An article from the Open Opthalmology Journal written by 3 doctors from Emmetropia Mediterranean Eye Clinic, Elefteria Square 44, Heraklion, Crete 71201, Greece. This article was written to analyse visual, refractive and topographic outcomes of combining transepithelial photorefractive keratectomy (tPRK) with simultaneous corneal crosslinking for the visual rehabilitation of contact lens intolerant keratoconus patients.
Keratoconus is the most common keratectasia, where thinning and irregularity of the cornea result in visual disability, with often profound impact on young patients. Current mainstream therapy is the use of rigid contact lenses, with keratoplasty reserved for severe cases of contact lens intolerance.
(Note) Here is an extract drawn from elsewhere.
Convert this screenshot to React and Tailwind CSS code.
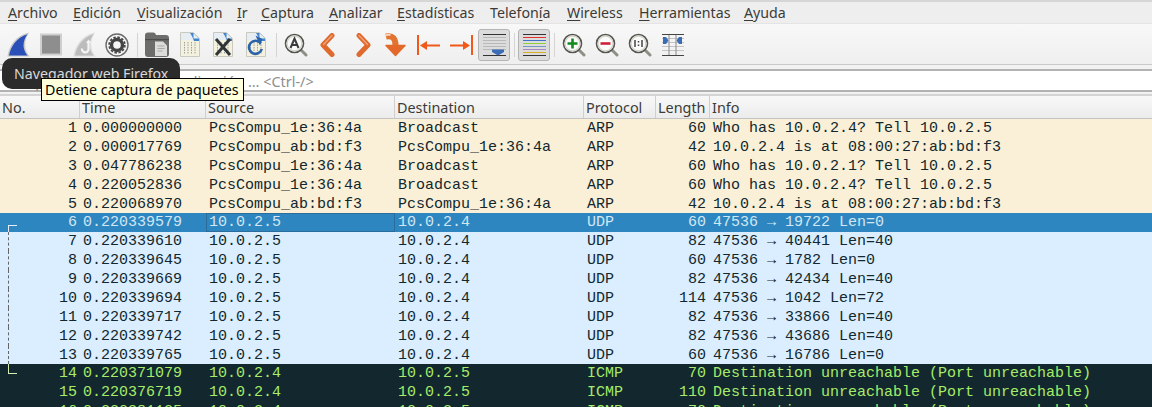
import React from "react";

const UI = { fontFamily: '"Noto Sans", "Open Sans", sans-serif' };
const MONO = { fontFamily: '"Liberation Mono", monospace' };

const menus = [
  ["", "A", "rchivo", "w-[65px]"],
  ["", "E", "dición", "w-[64px]"],
  ["", "V", "isualización", "w-[100px]"],
  ["", "I", "r", "w-[24px]"],
  ["", "C", "aptura", "w-[68px]"],
  ["", "A", "nalizar", "w-[68px]"],
  ["", "E", "stadísticas", "w-[93px]"],
  ["Telefon", "í", "a", "w-[77px]"],
  ["", "W", "ireless", "w-[72px]"],
  ["", "H", "erramientas", "w-[105px]"],
  ["", "A", "yuda", "w-[60px]"],
];

const Slot = ({ children, active }) => (
  <div className="w-[33px] h-[32px] flex items-center justify-center shrink-0">
    {active ? (
      <div className="w-[32px] h-[32px] rounded-[3px] border border-[#b4b4b4] bg-[#dcdcdc] flex items-center justify-center">{children}</div>
    ) : children}
  </div>
);
const Sep = () => (
  <div className="w-[7px] h-[32px] flex items-center justify-center shrink-0">
    <div className="w-px h-[24px] bg-[#d4d4d4]" />
  </div>
);

const S = ({ w = 24, h = 24, children }) => (
  <svg width={w} height={h} viewBox={`0 0 ${w} ${h}`} fill="none">{children}</svg>
);

const Shark = ({ fill, rim = "#c8c8c8", inner }) => (
  <S h={25}>
    <path d="M1.500 24.500C3 14 9 4 23 .500 18 8 17.500 17 23.500 24.500z" fill={rim} />
    <path d="M3 23.500C5 14.500 10 6 21.500 2.300 16.500 9 16 17 21.500 23.500z" fill={fill} />
    {inner}
  </S>
);
const Page = ({ children }) => (
  <S h={25}>
    <path d="M2.500 .500h13l6 6v18h-19z" fill="#f4f1de" stroke="#c9c9c0" />
    <path d="M3 1h12l3 4v3H3z" fill="#e6eef4" />
    <path d="M12 1h3.500l5.500 5.500V9h-5c-1-3-2-5-4-8z" fill="#3f84cc" />
    <path d="M15.500 1v5.500H21z" fill="#e8eef2" />
    <path d="M6.500 10v12M10 10v12M13.500 10v12M17 10v12" stroke="#9aa3a3" strokeDasharray="1.500 1" />
    {children}
  </S>
);
const Lens = ({ children }) => (
  <S>
    <path d="M16.500 16.500l5.500 5.500" stroke="#8f8f85" strokeWidth="3" strokeLinecap="round" />
    <circle cx="10.500" cy="10.500" r="9" fill="#fbfbfb" stroke="#55554f" strokeWidth="1.600" />
    <circle cx="10.500" cy="10.500" r="7.400" stroke="#d4d4cc" strokeWidth="1.200" />
    {children}
  </S>
);

const packets = [
  ["arp", "0.000000000", "PcsCompu_1e:36:4a", "Broadcast", "ARP", "60", "Who has 10.0.2.4? Tell 10.0.2.5"],
  ["arp", "0.000017769", "PcsCompu_ab:bd:f3", "PcsCompu_1e:36:4a", "ARP", "42", "10.0.2.4 is at 08:00:27:ab:bd:f3"],
  ["arp", "0.047786238", "PcsCompu_1e:36:4a", "Broadcast", "ARP", "60", "Who has 10.0.2.1? Tell 10.0.2.5"],
  ["arp", "0.220052836", "PcsCompu_1e:36:4a", "Broadcast", "ARP", "60", "Who has 10.0.2.4? Tell 10.0.2.5"],
  ["arp", "0.220068970", "PcsCompu_ab:bd:f3", "PcsCompu_1e:36:4a", "ARP", "42", "10.0.2.4 is at 08:00:27:ab:bd:f3"],
  ["sel", "0.220339579", "10.0.2.5", "10.0.2.4", "UDP", "60", "47536 → 19722 Len=0"],
  ["udp", "0.220339610", "10.0.2.5", "10.0.2.4", "UDP", "82", "47536 → 40441 Len=40"],
  ["udp", "0.220339645", "10.0.2.5", "10.0.2.4", "UDP", "60", "47536 → 1782 Len=0"],
  ["udp", "0.220339669", "10.0.2.5", "10.0.2.4", "UDP", "82", "47536 → 42434 Len=40"],
  ["udp", "0.220339694", "10.0.2.5", "10.0.2.4", "UDP", "114", "47536 → 1042 Len=72"],
  ["udp", "0.220339717", "10.0.2.5", "10.0.2.4", "UDP", "82", "47536 → 33866 Len=40"],
  ["udp", "0.220339742", "10.0.2.5", "10.0.2.4", "UDP", "82", "47536 → 43686 Len=40"],
  ["udp", "0.220339765", "10.0.2.5", "10.0.2.4", "UDP", "60", "47536 → 16786 Len=0"],
  ["icmp", "0.220371079", "10.0.2.4", "10.0.2.5", "ICMP", "70", "Destination unreachable (Port unreachable)"],
  ["icmp", "0.220376719", "10.0.2.4", "10.0.2.5", "ICMP", "110", "Destination unreachable (Port unreachable)"],
  ["icmp", "0.220381125", "10.0.2.4", "10.0.2.5", "ICMP", "70", "Destination unreachable (Port unreachable)"],
];

const rowClass = {
  arp: "bg-[#faf0d7] text-[#12272e]",
  udp: "bg-[#daeeff] text-[#12272e]",
  sel: "bg-[#2d86c0] text-[#d3e6f3]",
  icmp: "bg-[#12272e] text-[#a6ec68]",
};

const Bracket = ({ i }) => {
  if (i === 5) return <span className="absolute left-[8px] top-[12px] bottom-0 w-[9px] border-l border-t border-[#e6eef5]" />;
  if (i > 5 && i < 13) return <span className="absolute left-[8px] top-0 bottom-0 border-l border-dashed border-[#666]" />;
  if (i === 13) return <span className="absolute left-[8px] top-0 h-[10px] w-[9px] border-l border-b border-[#d6ecb0]" />;
  return null;
};

const heads = [
  ["No.", "w-[80px]"],
  ["Time", "w-[126px]"],
  ["Source", "w-[189px]"],
  ["Destination", "w-[189px]"],
  ["Protocol", "w-[72px]"],
  ["Length", "w-[54px]"],
  ["Info", "flex-1"],
];

export default function App() {
  return (
    <div className="relative w-[1152px] h-[407px] overflow-hidden bg-[#f2f2f2] text-[#3c3b37]" style={UI}>
      {/* menu */}
      <div className="h-[24px] bg-[#eeeeee] border-t-2 border-b border-t-[#d6d6d6] border-b-[#e4e4e4] pl-[8px] flex items-center text-[14.200px]">
        {menus.map(([pre, u, post, w], i) => (
          <div key={i} className={`${w} shrink-0 whitespace-nowrap leading-[20px]`}>
            {pre}<span className="underline underline-offset-2">{u}</span>{post}
          </div>
        ))}
      </div>
      {/* toolbar */}
      <div className="h-[41px] bg-gradient-to-b from-[#f8f8f8] to-[#efefef] border-b border-[#c9c9c9] pl-[1.500px] pt-[1px] flex items-center">
        <Slot><Shark fill="#2a4fb8" /></Slot>
        <Slot><S h={23}><rect x="2" y="1.500" width="20" height="20" fill="#8e8e8e" stroke="#cfcfcf" strokeWidth="2" /></S></Slot>
        <Slot>
          <Shark fill="#bcbcbc" rim="#dcdcdc" inner={<><path d="M16.500 9v7.500a3.300 3.300 0 1 1-6.500 0" stroke="#f4f4f4" strokeWidth="2.200" /><path d="M14 11l2.500-3.500L19 11z" fill="#f4f4f4" /></>} />
        </Slot>
        <Slot>
          <S>
            <circle cx="12" cy="12" r="11" fill="#f6f6f6" stroke="#6a6a6a" strokeWidth="1.400" />
            <circle cx="12" cy="12" r="5.500" stroke="#444" strokeWidth="3.400" />
            <circle cx="12" cy="12" r="7.800" stroke="#444" strokeWidth="1.800" strokeDasharray="2.500 1.600" />
          </S>
        </Slot>
        <Sep />
        <Slot>
          <S h={25}>
            <path d="M0 3.500a3 3 0 0 1 3-3h5.500a3 3 0 0 1 2.500 2.500h10a3 3 0 0 1 3 3v16a3 3 0 0 1-3 3H3a3 3 0 0 1-3-3z" fill="#6c6c6a" />
            <path d="M0 7h24v1.200H0z" fill="#4c4c4a" />
            <path d="M10 9.500h8l4 4V24H10z" fill="#dcdcda" />
            <path d="M12.500 14h7M12.500 16.500h7M12.500 19h5" stroke="#a9a9a9" />
          </S>
        </Slot>
        <Slot><Page /></Slot>
        <Slot>
          <Page>
            <path d="M5 7l14 16M19 7L5 23" stroke="#2f3436" strokeWidth="3" />
          </Page>
        </Slot>
        <Slot>
          <Page>
            <path d="M16.800 11.500a6.500 6.500 0 1 0 1 5.500" stroke="#2b63ab" strokeWidth="2.600" />
            <path d="M11.500 3.500l7 3.500-2.500 6.500z" fill="#2b63ab" />
          </Page>
        </Slot>
        <Sep />
        <Slot>
          <Lens>
            <path d="M6.500 15L10.500 5.500 14.500 15M8 12h5" stroke="#3c3c3c" strokeWidth="2" />
          </Lens>
        </Slot>
        <Slot>
          <S>
            <path d="M15 2.500L6 12l9 9.500" stroke="#df6a2d" strokeWidth="5" strokeLinecap="round" strokeLinejoin="round" />
            <path d="M15 2.500L6.500 11.500" stroke="#f0a27a" strokeWidth="1.400" strokeLinecap="round" />
          </S>
        </Slot>
        <Slot>
          <S>
            <path d="M9 2.500l9 9.500-9 9.500" stroke="#df6a2d" strokeWidth="5" strokeLinecap="round" strokeLinejoin="round" />
            <path d="M9 2.500l8.500 9" stroke="#f0a27a" strokeWidth="1.400" strokeLinecap="round" />
          </S>
        </Slot>
        <Slot>
          <S>
            <path d="M3 3.500c7-1.500 9.500 2.500 9.500 9" stroke="#e3742f" strokeWidth="6" />
            <path d="M2 2.500c2-1 4-1 5.500-.5" stroke="#f4d3bc" strokeWidth="2" />
            <path d="M3 12.500h19l-9.500 10z" fill="#e3692a" stroke="#e3692a" strokeWidth="1.500" strokeLinejoin="round" />
          </S>
        </Slot>
        <Slot>
          <svg width="23" height="20" viewBox="0 0 23 20" fill="none">
            <path d="M1 0v20" stroke="#f0591a" strokeWidth="2" />
            <path d="M23 10.500H7" stroke="#f0591a" strokeWidth="2" />
            <path d="M3 10.500l7-4.500v9z" fill="#f0591a" />
          </svg>
        </Slot>
        <Slot>
          <svg width="23" height="20" viewBox="0 0 23 20" fill="none">
            <path d="M22 0v20" stroke="#f0591a" strokeWidth="2" />
            <path d="M0 10.500h16" stroke="#f0591a" strokeWidth="2" />
            <path d="M20 10.500l-7-4.500v9z" fill="#f0591a" />
          </svg>
        </Slot>
        <Slot active>
          <svg width="23" height="24" viewBox="0 0 23 24" fill="none">
            <path d="M0 1.500h23" stroke="#333" />
            <path d="M0 4.500h23M0 7.500h23M0 10.500h23M0 13.500h23M0 16.500h23" stroke="#b9b9b9" />
            <path d="M0 22.500h23" stroke="#333" />
            <path d="M9 16.500h12V19l-6 3.500L9 19z" fill="#3a6db5" />
          </svg>
        </Slot>
        <Sep />
        <Slot active>
          <svg width="23" height="24" viewBox="0 0 23 24" fill="none">
            <path d="M0 1.500h23" stroke="#333" />
            <path d="M0 4.500h23" stroke="#e53030" />
            <path d="M0 7.500h23" stroke="#3f77c8" />
            <path d="M0 10.500h23" stroke="#8ed13a" />
            <path d="M0 13.500h23" stroke="#7796c6" />
            <path d="M0 16.500h23" stroke="#a58bc0" />
            <path d="M0 19.500h23" stroke="#d9ad24" />
            <path d="M0 22.500h23" stroke="#333" />
          </svg>
        </Slot>
        <Sep />
        <Slot>
          <Lens><path d="M10.500 5.500v10M5.500 10.500h10" stroke="#128a1d" strokeWidth="2.600" /></Lens>
        </Slot>
        <Slot>
          <Lens><path d="M5.500 10.500h10" stroke="#d0213c" strokeWidth="2.600" /></Lens>
        </Slot>
        <Slot>
          <Lens><path d="M7 7v7M14 7v7" stroke="#444" strokeWidth="1.500" /><path d="M10.500 8v1.500M10.500 11.500V13" stroke="#444" strokeWidth="1.500" /></Lens>
        </Slot>
        <Slot>
          <S>
            <path d="M1 1.500h22M1 22.500h22" stroke="#444" />
            <path d="M1 5.500h22M1 9.500h22M1 13.500h22M1 17.500h22" stroke="#c4c4c4" />
            <path d="M8 2v20M15 2v20" stroke="#8a8a8a" />
            <path d="M2 4h3l2.500 3.500L5 11H2zM21 4h-3l-2.500 3.500L18 11h3z" fill="#3a6db5" />
          </S>
        </Slot>
      </div>
      {/* filter */}
      <div className="mt-[4px] h-[23px] border-y-2 border-[#b3b3b3] bg-white flex items-center">
        <div className="w-full h-[19px] flex items-center pl-[4px] text-[14.400px] leading-[21px] pt-[1px] text-[#8e8e8e]">
          <span className="w-[22px] shrink-0" />
          <span className="whitespace-nowrap">Aplique un filtro de visualización … &lt;Ctrl-/&gt;</span>
        </div>
      </div>
      {/* header */}
      <div className="mt-[2px] h-[25px] flex border-t-2 border-b border-t-[#d4d4d4] border-b-[#c4c4c4] bg-gradient-to-b from-[#f8f8f8] to-[#ececec] text-[14.400px]">
        {heads.map(([t, w], i) => (
          <div key={t} className={`${w} shrink-0 h-full pl-[2px] leading-[24px] ${i < 6 ? "border-r border-[#cfcfcf]" : ""}`}>{t}</div>
        ))}
      </div>
      {/* rows */}
      <div className="text-[15px]" style={MONO}>
        {packets.map((p, i) => (
          <div key={i} className={`${rowClass[p[0]]} h-[18.875px] leading-[20px] flex whitespace-nowrap`}>
            <div className="relative w-[80px] shrink-0 pr-[3px] text-right">
              <Bracket i={i} />
              {i + 1}
            </div>
            <div className="w-[126px] shrink-0 pl-[3px]">{p[1]}</div>
            <div className={`w-[189px] shrink-0 pl-[3px] ${p[0] === "sel" ? "shadow-[inset_0_0_0_1px_#2a6c9c]" : ""}`}>{p[2]}</div>
            <div className="w-[189px] shrink-0 pl-[3px]">{p[3]}</div>
            <div className="w-[72px] shrink-0 pl-[3px]">{p[4]}</div>
            <div className="w-[54px] shrink-0 pr-[4px] text-right">{p[5]}</div>
            <div className="flex-1 pl-[3px]">{p[6]}</div>
          </div>
        ))}
      </div>
      {/* tooltips */}
      <div className="absolute left-[2px] top-[58px] w-[178px] h-[31px] rounded-[10px] bg-[#2b2b2b] text-[#d8d8d8] text-[14.200px] leading-[31px] pl-[12px] whitespace-nowrap">
        Navegador web Firefox
      </div>
      <div className="absolute left-[41px] top-[78px] w-[203px] h-[23px] border border-black bg-[#ffffdc] text-black text-[14.250px] leading-[21px] pl-[3px] whitespace-nowrap">
        Detiene captura de paquetes
      </div>
    </div>
  );
}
Emerging therapies include intrastromal ring segments and photorefractive keratectomy (PRK) in addition to collagen crosslinking therapy (CXL), which aims to stabilize rather than improve visual function. Current regimes for PRK utilize topographically guided profiles, intended to regularise the corneal surface and improve vision.
The aim of the current study was to evaluate a novel transepithelial PRK protocol where, in contradiction to previous studies, topographic treatment planning and profiles were not used. This was combined with simultaneous CXL. This treatment was utilized for contact lens intolerant patients with visually disabling keratoconus, for whom further conventional therapy would involve keratoplasty.
Do also note that there were initial concerns regarding potential haze. However, it was mentioned that in this and a previous transepithelial PRK study, "haze was insignificant". This shows that haze occurs in very few individuals after TransPRK.
It was concluded that non-topographic transepithelial PRK with simultaneous crosslinking improves vision, and may offer an alternative to keratoplasty in contact lens intolerant keratoconus. Further comparative studies to topographic PRK techniques are indicated.